In the position below you can see how white is attacking black’s weak backwards pawn on d6. However, black has successfully defended the d6 pawn so far.

However, black’s king bad safety is also a weakness. So white changes the target of the attack to the second weakness by moving the queen to g3.

10. Make prophylactic moves

Although finding the right move to play for yourself is already difficult, finding which moves your opponent is planning to make is even more difficult.

But chess is of course a two player game in which both players are trying to win. So sometimes the best plan is to prevent your opponent from achieving their plan.

Prophylaxis is the idea of making moves not to improve your own position, but to prevent your opponent from making the moves they want to make.

You aren’t going to win the game by only making preventative moves. But a well-timed prophylactic move can delay your opponent for several turns.
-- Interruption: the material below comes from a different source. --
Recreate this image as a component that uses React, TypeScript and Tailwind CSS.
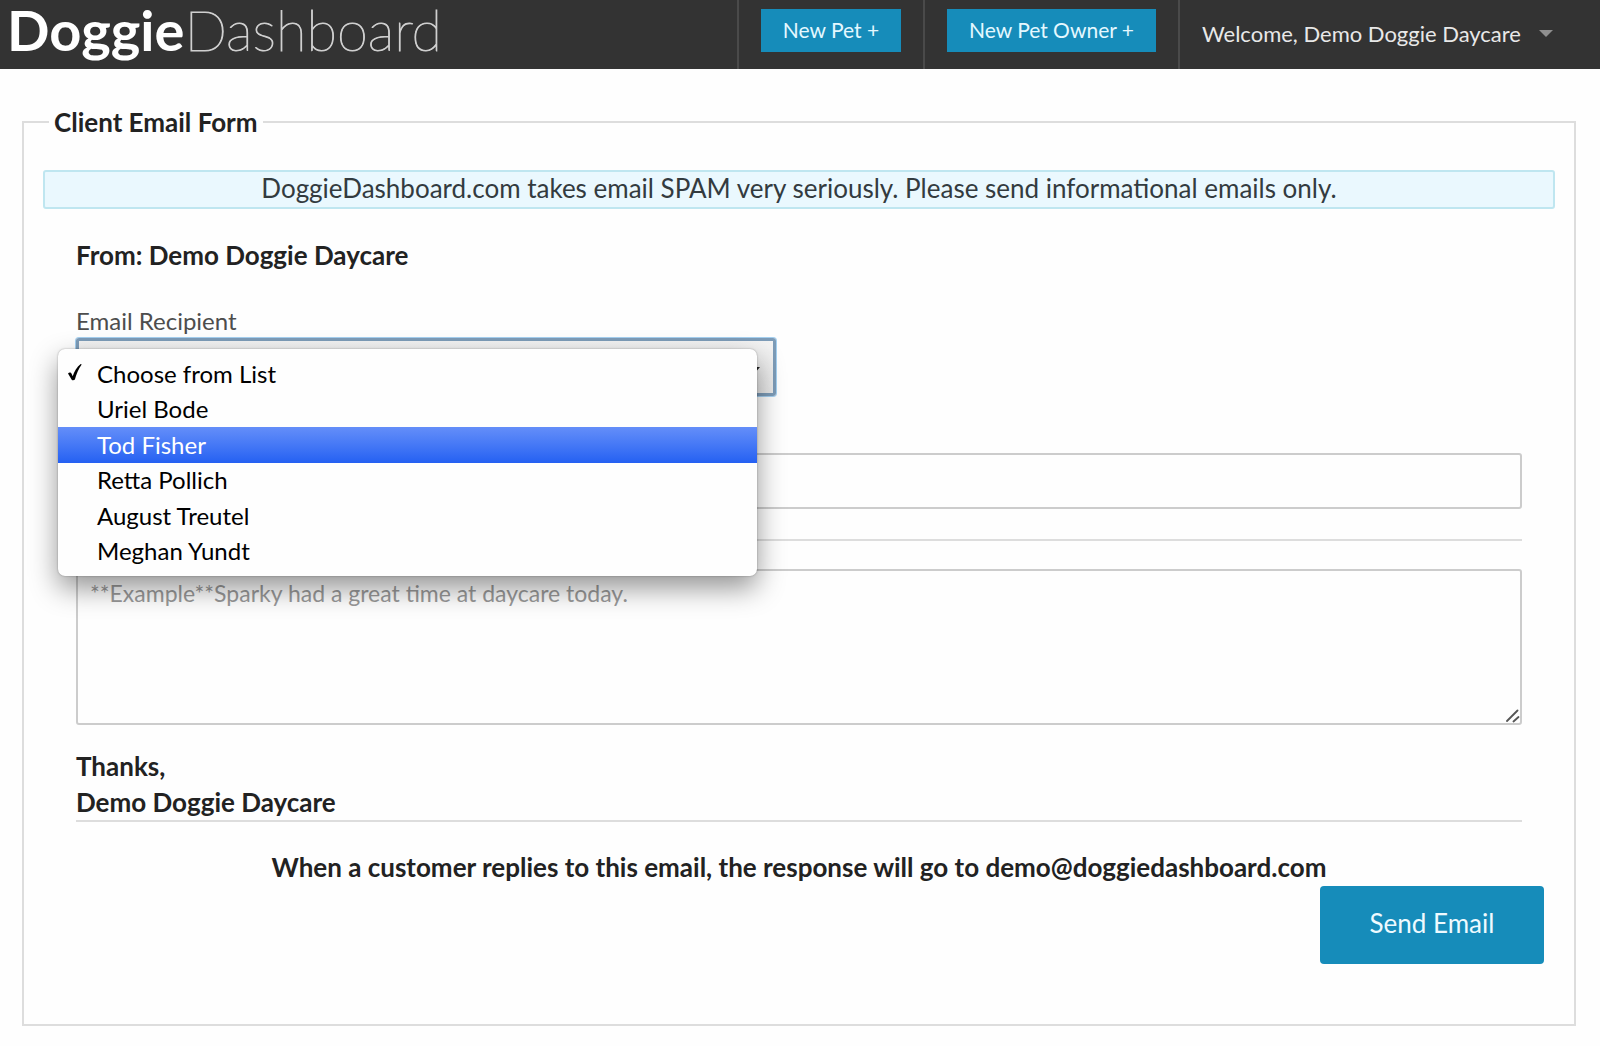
import { useState } from 'react'

const recipients = ['Choose from List', 'Uriel Bode', 'Tod Fisher', 'Retta Pollich', 'August Treutel', 'Meghan Yundt']

function Header() {
    return (
        <header className="w-full h-[69px] flex items-stretch justify-between bg-[#333333] text-white">
            <a href="#" className="pl-[7px] text-[56px] leading-[60px] whitespace-nowrap">
                <span className="font-bold">Doggie</span><span className="font-thin [-webkit-text-stroke:1px_#cfcfcf]">Dashboard</span>
            </a>
            <nav className="flex items-stretch text-[21px] whitespace-nowrap">
                <div className="border-l-2 border-[#4a4a4a] px-[22px] pt-[9px]">
                    <button type="button" className="w-[140px] h-[43px] pb-[2px] bg-[#168cba] text-[#e4f8ff]">New Pet +</button>
                </div>
                <div className="border-l-2 border-[#4a4a4a] px-[22px] pt-[9px]">
                    <button type="button" className="w-[209px] h-[43px] pb-[2px] bg-[#168cba] text-[#e4f8ff]">New Pet Owner +</button>
                </div>
                <div className="w-[422px] border-l-2 border-[#4a4a4a] pl-[22px] pr-[47px] flex">
                    <button type="button" className="w-full pb-[2px] flex items-center justify-between text-[22px] text-[#e8e8e8]">
                        Welcome, Demo Doggie Daycare
                        <svg width="14" height="7" viewBox="0 0 14 7"><path d="M0 0h14L7 7z" fill="#8f8f8f" /></svg>
                    </button>
                </div>
            </nav>
        </header>
    )
}

function RecipientSelect() {
    const [selected, setSelected] = useState(recipients[0])
    const [active, setActive] = useState('Tod Fisher')

    return (
        <div className="relative w-[700px]">
            <select
                id="recipient"
                value={selected}
                onChange={(e) => setSelected(e.target.value)}
                className="block w-full h-[58px] px-3 appearance-none rounded-[3px] border-3 border-[#7d9cb8] bg-linear-to-b from-[#f3f3f3] to-[#e9e9e9] text-[#f0f0f0] ring-1 ring-[#a5d0f0] outline-none"
            >
                {recipients.map((name) => <option key={name}>{name}</option>)}
            </select>
            <svg className="absolute right-[16px] top-[29px] pointer-events-none" width="12" height="7" viewBox="0 0 12 7"><path d="M0 0h12L6 7z" fill="#222222" /></svg>

            {/* Open list */}
            <ul role="listbox" aria-label="Email Recipient" className="absolute z-10 -left-[18px] top-[11px] w-[699px] h-[227px] py-[7px] flex flex-col rounded-[7px] bg-[#fefefe] text-black shadow-[0_12px_28px_rgba(0,0,0,0.42),0_0_2px_rgba(0,0,0,0.35)]">
                {recipients.map((name) => (
                    <li
                        key={name}
                        role="option"
                        aria-selected={name === selected}
                        onMouseEnter={() => setActive(name)}
                        onClick={() => setSelected(name)}
                        className={`flex-1 flex items-center pl-[9px] text-[24px] leading-8 ${name === active ? 'bg-linear-to-b from-[#648ef9] to-[#2460f2] text-white' : ''}`}
                    >
                        <span className="w-[30px] pb-[4px] flex">
                            {name === selected && (
                                <svg width="16" height="18" viewBox="0 0 16 18"><path d="M1 10.500c1.300-1.700 2.900-1.300 3.500.1l1.200 2.600C7.300 8.600 9.700 4 13.700.9l1 .5c-3 4.300-5.400 9.300-6.800 15.200-.8.900-2.500 1-3.200.2z" fill="#000000" /></svg>
                            )}
                        </span>
                        {name}
                    </li>
                ))}
            </ul>
        </div>
    )
}

function App() {
    return (
        <div className="w-full min-h-screen bg-[#fefefe] font-['Lato','Open_Sans',sans-serif] text-[#222222]">
            <Header />
            <form className="pt-[35px] pb-5 pl-[22px] pr-6" onSubmit={(e) => e.preventDefault()}>
                <fieldset className="min-w-0 border-2 border-[#dddddd] px-[19px] pb-[60px] text-[26px] leading-9">
                    <legend className="ml-[6px] px-[5px] font-bold">Client Email Form</legend>
                    <p className="mt-[30px] h-[39px] border-2 border-[#bfe6f0] rounded-[3px] bg-[#eaf8fe] text-center leading-8 text-[#333b3f]">
                        DoggieDashboard.com takes email SPAM very seriously. Please send informational emails only.
                    </p>
                    <div className="px-[33px]">
                        <p className="mt-[28px] font-bold">From: Demo Doggie Daycare</p>
                        <label htmlFor="recipient" className="mt-[32px] block w-fit text-[24px] leading-8 text-[#4d4d4d]">Email Recipient</label>
                        <div className="pt-px">
                            <RecipientSelect />
                        </div>
                        <input type="text" aria-label="Subject" className="mt-[57px] block w-full h-[56px] px-3 rounded-[3px] border-2 border-[#cccccc] text-[24px]" />
                        <hr className="mt-[30px] border-t-2 border-[#dddddd]" />
                        <div className="relative mt-[28px]">
                            <textarea
                                aria-label="Message"
                                placeholder="**Example**Sparky had a great time at daycare today."
                                className="block w-full h-[156px] px-[12px] py-[6px] resize-none rounded-[3px] border-2 border-[#cccccc] text-[23px] leading-8 placeholder:text-[#999999]"
                            />
                            <svg className="absolute right-[2px] bottom-[2px] pointer-events-none" width="14" height="14" viewBox="0 0 14 14" fill="none" stroke="#555555" strokeWidth="1.800" strokeLinecap="round"><path d="M1 12 11.500 1.500M7.500 12.500l5-4.500" /></svg>
                        </div>
                        <p className="mt-[23px] font-bold">Thanks,<br />Demo Doggie Daycare</p>
                        <hr className="border-t-2 border-[#dddddd]" />
                        <p className="mt-[27px] mb-px text-center font-bold">When a customer replies to this email, the response will go to demo@doggiedashboard.com</p>
                    </div>
                    <div className="flex justify-end pr-[11px]">
                        <button type="submit" className="w-[224px] h-[78px] pb-[4px] rounded-[4px] bg-[#168cba] text-[#eefaff]">Send Email</button>
                    </div>
                </fieldset>
            </form>
        </div>
    )
}

export default App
And you can use that time to reach your own goals first.

In the position below, you can see that black has a very bad bishop on b7. And black would love to reposition the bishop by moving it to c8 and eventually f5.

However, white realizes black’s plan and prevents it by playing Bg4. Now black will have to find a different way to bring his bishop back into the game, because it’s no longer possible to move the black bishop to c8 without losing it.


Using basic chess strategies in your games will give your positional advantages, which often result in material advantages as well.

However, chess strategy is a very broad topic and learning everything from just a single article is impossible.

Choose 3 or 4 strategies from this list and try to implement them in your next game.

I hope this will help your win more games and become a better chess player!